07.01.2016

Aufklärungsrüge: Aufklärungsgespräch zwischen Arzt und Patient entscheidend

Eine Aufklärungsrüge ist nicht ausschließlich nach dem Inhalt eines vom Patienten unterzeichneten Aufklärungsbogens zu beurteilen. Das Gericht hat vielmehr den Inhalt des persönlichen Aufklärungsgespräches zwischen Arzt und Patient aufzuklären, weil auf der Grundlage des tatsächlich geführten Gespräches und nicht allein anhand des Aufklärungsbogens zu entscheiden ist, ob der Patient vor einem ärztlichen Eingriff ordnungsgemäß aufgeklärt wurde.

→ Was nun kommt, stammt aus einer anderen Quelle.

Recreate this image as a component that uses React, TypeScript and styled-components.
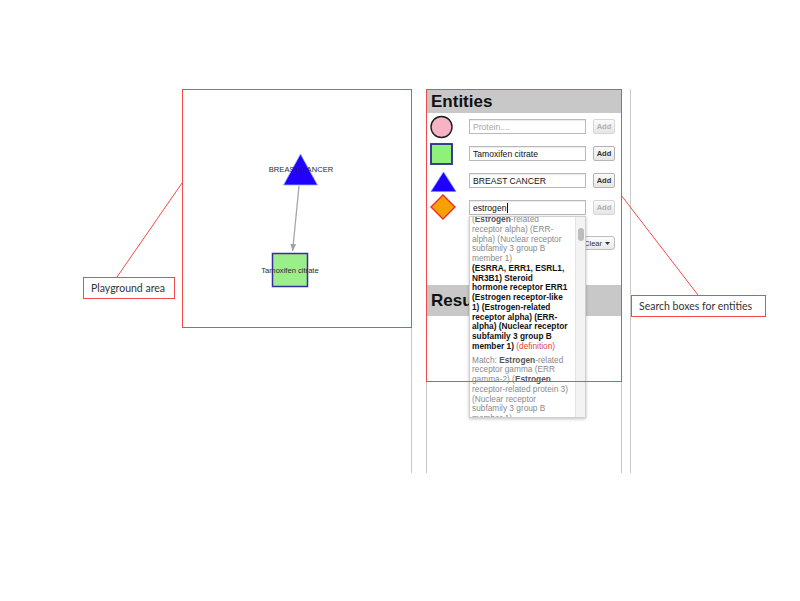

OLG Hamm 9.11.2015, 3 U 68/15
Der Sachverhalt:
Die 1948 geborene Klägerin begab sich wegen anhaltender Kniebeschwerden in die Behandlung der beklagten Klinik. Dort führten die mitverklagten Ärzte im Oktober 2010 eine Knieprothesenrevision durch, bei der eine gelockerte Schlittenprothese durch eine modulare Sonderprothese ersetzt wurde.

Wegen anhaltender Kniebeschwerden - nach Darstellung der Klägerin ist sie heute dauerhaft auf Krücken oder einen Rollstuhl angewiesen - rügte die Klägerin u.a. eine behandlungsfehlerhafte Verletzung ihres Oberschenkelnervs während der Revisionsoperation sowie ihre unzureichende Risikoaufklärung. Entgegen dem Inhalt der Aufklärungsbögen sei sie vor der Operation über Risiken nicht aufgeklärt worden. Die Klägerin verlangt von den Beklagten Schadensersatz, u.a. eine ab Mai 2013 zu zahlende Schmerzensgeldrente von mtl. 1000 € neben einem Kapitalbetrag von 50.000 €.

Das LG wies die Klage ab. Die Berufung der Klägerin hatte vor dem OLG keinen Erfolg. Die Revision zum BGH wurde nicht zugelassen.

Die Gründe:
Die Klägerin hat keine Haftungsansprüche gegenüber den Beklagten.

Die Aufklärungsrüge greift nicht durch. Dabei ist die Frage der ordnungsgemäßen Aufklärung  der Klägerin nicht allein anhand des Aufklärungsbogens zu entscheiden. Vielmehr kommt es auf den Inhalt des persönlichen Aufklärungsgespräches zwischen Arzt und Patient an, der vorliegend auch durch die Anhörung der Klägerin und der beklagten Ärzte, durch die Zeugenvernehmung des Ehemanns der Klägerin sowie durch die ergänzende Anhörung der medizinischen Sachverständigen ermittelt wurde.

Nach dem Ergebnis der Beweisaufnahme ist davon auszugehen, dass die Klägerin auch über das Risiko von Nervenschäden in der bevorstehenden Operation hinreichend aufgeklärt worden ist. Das bestätigen die Angaben der beteiligten Ärzte. Die Darstellung der Klägerin, mit ihr sei von Seiten der Beklagten nie über Risiken der Wechseloperation gesprochen, ist nicht glaubhaft und erscheint lebensfremd, nachdem der Klägerin erst im Vorjahr die Schlittenprothese implantiert worden ist. Mit dem Ergebnis dieser Operation war sie nicht zufrieden, weil sie nach ihren Angaben kaum noch und nur unter Schmerzen laufen konnte.

Selbst wenn man eine defizitäre Aufklärung der Klägerin über die Risiken einer Nervenverletzung unterstellen wollte, führt dies nicht zur Haftung der Beklagten. Der Klägerin ist zudem der ihr - auch bei einem unterstellten Aufklärungsfehler - obliegende Nachweis, dass sich der Aufklärungsmangel verwirklicht hat und durch die Operation eine Nervenschädigung verursacht worden ist, nicht gelungen. Nach dem Ergebnis der Beweisaufnahme ist die Ursache des Nervenschadens nicht mehr zu klären, insoweit war daher auch kein orthopädischer Behandlungsfehler in der beklagten Klinik festzustellen.